Exercise prompt:
In the listing below, find every line containing "components" and copy it out.

Material provided:
★ ★ ★

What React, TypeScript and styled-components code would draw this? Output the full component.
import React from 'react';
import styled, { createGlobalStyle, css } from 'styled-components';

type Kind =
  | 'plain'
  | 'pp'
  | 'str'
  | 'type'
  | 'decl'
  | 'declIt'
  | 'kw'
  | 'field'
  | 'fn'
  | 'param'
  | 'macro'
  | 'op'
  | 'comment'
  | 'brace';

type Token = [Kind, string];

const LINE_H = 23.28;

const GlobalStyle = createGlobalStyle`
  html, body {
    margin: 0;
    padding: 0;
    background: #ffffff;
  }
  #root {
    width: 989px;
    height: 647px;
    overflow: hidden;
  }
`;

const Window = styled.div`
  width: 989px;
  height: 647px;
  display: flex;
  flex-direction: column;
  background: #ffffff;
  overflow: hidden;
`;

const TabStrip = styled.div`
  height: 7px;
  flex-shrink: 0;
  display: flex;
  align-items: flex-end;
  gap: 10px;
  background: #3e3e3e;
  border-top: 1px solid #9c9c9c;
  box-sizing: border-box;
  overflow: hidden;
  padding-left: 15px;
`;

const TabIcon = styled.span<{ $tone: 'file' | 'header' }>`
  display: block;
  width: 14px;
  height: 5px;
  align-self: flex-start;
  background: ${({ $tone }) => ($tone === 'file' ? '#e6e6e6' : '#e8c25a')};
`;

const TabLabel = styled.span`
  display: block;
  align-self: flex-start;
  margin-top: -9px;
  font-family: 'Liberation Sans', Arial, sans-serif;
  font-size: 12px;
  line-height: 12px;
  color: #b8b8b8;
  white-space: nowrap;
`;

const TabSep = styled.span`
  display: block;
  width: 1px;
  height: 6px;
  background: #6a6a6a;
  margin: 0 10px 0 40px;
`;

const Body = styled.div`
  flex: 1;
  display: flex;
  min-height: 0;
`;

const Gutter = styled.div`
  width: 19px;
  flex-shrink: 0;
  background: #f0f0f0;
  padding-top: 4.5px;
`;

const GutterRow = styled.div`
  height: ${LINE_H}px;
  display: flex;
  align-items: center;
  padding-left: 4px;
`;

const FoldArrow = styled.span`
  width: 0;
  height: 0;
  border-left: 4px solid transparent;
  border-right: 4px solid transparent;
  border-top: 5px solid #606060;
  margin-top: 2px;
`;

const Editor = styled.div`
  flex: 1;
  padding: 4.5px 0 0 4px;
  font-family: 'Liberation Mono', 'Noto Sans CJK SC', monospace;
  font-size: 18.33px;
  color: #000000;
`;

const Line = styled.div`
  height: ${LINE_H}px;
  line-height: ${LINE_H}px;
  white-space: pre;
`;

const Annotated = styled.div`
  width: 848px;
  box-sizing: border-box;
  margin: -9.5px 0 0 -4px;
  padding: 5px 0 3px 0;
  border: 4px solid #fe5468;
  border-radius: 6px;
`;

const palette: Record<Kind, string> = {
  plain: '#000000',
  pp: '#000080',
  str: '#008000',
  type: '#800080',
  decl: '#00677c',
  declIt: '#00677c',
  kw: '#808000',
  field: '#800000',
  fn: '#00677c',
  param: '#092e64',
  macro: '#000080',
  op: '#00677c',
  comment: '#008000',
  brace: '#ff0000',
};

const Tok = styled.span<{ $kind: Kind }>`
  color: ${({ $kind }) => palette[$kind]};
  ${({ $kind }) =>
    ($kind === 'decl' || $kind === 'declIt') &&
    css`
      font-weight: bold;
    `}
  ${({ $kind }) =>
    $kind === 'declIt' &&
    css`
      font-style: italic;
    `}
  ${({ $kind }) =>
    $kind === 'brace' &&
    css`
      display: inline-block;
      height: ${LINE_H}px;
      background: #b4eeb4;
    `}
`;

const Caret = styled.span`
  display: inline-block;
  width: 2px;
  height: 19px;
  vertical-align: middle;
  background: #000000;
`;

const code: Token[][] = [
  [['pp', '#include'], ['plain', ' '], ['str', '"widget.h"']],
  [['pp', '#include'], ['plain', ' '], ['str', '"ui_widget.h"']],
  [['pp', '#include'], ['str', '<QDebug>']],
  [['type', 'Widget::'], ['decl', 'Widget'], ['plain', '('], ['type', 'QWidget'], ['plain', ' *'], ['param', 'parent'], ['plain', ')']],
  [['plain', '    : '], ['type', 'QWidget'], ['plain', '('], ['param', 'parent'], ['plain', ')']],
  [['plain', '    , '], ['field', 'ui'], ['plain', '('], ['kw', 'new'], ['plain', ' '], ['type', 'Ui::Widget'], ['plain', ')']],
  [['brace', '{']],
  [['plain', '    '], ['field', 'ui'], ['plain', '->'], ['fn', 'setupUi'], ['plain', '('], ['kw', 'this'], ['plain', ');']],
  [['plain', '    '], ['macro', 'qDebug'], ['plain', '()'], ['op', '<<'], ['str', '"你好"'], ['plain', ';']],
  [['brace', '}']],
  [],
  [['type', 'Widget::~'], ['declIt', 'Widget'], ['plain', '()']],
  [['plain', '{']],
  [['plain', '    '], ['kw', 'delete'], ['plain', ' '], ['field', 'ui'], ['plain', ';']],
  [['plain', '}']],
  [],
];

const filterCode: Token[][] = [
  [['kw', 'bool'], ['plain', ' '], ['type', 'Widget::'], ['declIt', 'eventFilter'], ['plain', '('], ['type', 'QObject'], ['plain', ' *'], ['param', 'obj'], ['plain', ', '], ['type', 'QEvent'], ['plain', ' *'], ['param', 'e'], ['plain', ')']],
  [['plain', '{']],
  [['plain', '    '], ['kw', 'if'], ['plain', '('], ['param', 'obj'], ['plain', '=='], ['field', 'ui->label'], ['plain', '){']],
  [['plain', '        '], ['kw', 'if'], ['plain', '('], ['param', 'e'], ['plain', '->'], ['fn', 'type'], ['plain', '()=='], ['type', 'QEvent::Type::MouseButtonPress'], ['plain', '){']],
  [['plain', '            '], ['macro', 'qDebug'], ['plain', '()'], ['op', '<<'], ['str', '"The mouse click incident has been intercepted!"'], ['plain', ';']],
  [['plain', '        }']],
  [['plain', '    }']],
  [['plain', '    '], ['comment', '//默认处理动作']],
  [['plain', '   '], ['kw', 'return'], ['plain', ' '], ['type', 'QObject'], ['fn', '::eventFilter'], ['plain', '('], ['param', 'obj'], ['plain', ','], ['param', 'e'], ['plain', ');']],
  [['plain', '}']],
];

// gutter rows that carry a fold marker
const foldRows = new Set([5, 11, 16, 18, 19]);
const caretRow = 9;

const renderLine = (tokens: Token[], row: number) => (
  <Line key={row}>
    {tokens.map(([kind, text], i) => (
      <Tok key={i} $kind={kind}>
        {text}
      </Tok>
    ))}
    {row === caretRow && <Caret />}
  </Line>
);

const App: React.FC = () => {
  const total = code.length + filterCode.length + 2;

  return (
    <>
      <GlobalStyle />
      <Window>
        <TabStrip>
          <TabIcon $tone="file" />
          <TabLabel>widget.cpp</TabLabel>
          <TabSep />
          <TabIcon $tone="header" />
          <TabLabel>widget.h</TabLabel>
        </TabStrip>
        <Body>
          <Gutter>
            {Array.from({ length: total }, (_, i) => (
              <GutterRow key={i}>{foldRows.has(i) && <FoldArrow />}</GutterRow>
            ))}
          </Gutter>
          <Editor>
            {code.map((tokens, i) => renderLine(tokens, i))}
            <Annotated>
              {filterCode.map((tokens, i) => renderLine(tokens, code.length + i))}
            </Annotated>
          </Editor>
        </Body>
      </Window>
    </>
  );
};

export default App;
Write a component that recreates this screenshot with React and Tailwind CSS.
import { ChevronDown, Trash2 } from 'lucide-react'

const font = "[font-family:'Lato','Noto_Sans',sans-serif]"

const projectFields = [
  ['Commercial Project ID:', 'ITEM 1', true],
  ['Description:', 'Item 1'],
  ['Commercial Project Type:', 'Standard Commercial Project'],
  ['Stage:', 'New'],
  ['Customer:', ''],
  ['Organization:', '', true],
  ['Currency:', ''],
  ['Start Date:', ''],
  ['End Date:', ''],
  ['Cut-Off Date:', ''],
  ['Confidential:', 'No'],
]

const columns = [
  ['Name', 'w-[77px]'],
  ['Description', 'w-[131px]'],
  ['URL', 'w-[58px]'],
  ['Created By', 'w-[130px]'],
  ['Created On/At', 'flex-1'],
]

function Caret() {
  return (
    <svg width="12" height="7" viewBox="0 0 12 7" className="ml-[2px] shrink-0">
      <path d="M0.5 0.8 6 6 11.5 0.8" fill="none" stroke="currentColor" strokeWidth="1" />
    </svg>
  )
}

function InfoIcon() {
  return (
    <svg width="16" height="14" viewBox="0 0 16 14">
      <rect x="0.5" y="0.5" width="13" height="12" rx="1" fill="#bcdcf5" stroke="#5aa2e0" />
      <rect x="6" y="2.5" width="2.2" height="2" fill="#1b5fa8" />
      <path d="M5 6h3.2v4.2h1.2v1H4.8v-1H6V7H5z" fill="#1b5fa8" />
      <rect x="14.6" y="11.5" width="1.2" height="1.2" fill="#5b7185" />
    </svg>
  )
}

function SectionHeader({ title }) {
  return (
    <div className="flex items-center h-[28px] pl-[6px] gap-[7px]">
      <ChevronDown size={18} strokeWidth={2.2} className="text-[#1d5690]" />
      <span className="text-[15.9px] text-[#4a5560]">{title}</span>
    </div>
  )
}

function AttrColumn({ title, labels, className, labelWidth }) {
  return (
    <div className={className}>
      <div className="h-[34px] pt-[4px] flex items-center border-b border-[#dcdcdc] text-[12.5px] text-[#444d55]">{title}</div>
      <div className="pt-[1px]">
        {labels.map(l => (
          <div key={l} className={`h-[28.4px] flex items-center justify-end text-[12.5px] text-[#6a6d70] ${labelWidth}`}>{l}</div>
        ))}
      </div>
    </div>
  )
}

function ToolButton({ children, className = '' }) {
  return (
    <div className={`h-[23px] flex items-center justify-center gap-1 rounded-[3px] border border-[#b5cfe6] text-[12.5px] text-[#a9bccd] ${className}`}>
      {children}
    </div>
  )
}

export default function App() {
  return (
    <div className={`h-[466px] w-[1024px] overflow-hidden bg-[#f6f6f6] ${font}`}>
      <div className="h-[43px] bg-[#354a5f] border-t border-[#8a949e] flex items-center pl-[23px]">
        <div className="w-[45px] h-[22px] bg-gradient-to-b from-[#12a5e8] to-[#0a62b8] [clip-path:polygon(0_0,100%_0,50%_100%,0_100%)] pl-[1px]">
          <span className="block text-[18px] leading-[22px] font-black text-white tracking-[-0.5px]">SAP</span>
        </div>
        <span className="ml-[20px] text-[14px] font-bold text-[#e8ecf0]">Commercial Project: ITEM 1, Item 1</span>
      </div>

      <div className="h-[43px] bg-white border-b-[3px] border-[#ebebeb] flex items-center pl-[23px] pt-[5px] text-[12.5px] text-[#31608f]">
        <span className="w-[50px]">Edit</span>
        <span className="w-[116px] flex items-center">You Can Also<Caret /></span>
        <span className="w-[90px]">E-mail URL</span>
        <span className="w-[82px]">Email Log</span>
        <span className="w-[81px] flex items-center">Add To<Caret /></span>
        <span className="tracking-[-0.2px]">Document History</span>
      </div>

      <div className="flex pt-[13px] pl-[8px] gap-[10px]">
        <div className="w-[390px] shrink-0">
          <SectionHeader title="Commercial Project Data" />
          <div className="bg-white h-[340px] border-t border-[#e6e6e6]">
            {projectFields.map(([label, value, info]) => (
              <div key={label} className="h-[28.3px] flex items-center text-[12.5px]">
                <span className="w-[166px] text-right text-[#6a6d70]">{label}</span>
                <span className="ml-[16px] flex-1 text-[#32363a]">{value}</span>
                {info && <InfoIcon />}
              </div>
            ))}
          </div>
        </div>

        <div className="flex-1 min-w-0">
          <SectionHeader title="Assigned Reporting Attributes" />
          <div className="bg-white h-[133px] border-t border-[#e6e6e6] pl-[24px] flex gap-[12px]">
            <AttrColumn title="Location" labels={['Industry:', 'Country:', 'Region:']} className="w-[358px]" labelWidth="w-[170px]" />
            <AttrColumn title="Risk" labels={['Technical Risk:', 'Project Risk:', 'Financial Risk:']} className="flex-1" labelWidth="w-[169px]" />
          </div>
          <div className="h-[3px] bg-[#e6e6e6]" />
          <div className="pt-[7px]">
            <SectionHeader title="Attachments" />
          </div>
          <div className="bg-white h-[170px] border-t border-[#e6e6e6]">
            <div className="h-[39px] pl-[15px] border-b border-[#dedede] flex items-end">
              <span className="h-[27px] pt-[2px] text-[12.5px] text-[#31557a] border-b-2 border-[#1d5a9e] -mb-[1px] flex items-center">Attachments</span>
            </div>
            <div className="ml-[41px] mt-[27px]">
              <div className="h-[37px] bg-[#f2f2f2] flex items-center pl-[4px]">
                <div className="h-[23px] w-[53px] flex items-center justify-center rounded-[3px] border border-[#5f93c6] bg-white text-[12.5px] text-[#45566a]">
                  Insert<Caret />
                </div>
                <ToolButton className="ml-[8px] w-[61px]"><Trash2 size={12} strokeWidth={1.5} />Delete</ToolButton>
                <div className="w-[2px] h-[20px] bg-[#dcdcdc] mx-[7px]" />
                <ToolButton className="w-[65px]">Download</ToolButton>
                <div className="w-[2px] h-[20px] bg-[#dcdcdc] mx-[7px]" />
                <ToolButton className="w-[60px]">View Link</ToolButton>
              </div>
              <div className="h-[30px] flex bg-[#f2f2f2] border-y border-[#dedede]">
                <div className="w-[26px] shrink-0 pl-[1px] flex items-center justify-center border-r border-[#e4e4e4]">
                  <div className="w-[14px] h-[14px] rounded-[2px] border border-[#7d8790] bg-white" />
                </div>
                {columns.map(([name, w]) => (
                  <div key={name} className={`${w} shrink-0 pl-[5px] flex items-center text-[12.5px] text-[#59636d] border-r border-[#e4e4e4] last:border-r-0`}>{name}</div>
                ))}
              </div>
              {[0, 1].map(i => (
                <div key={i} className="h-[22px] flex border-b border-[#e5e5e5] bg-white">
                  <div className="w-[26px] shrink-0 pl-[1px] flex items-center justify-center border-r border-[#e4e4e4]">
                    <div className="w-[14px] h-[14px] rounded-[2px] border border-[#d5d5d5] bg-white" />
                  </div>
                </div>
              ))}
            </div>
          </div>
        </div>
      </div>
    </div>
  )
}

★ ★ ★

Reply:
What React, TypeScript and styled-components code would draw this? Output the full component.
import styled, { createGlobalStyle, css } from 'styled-components';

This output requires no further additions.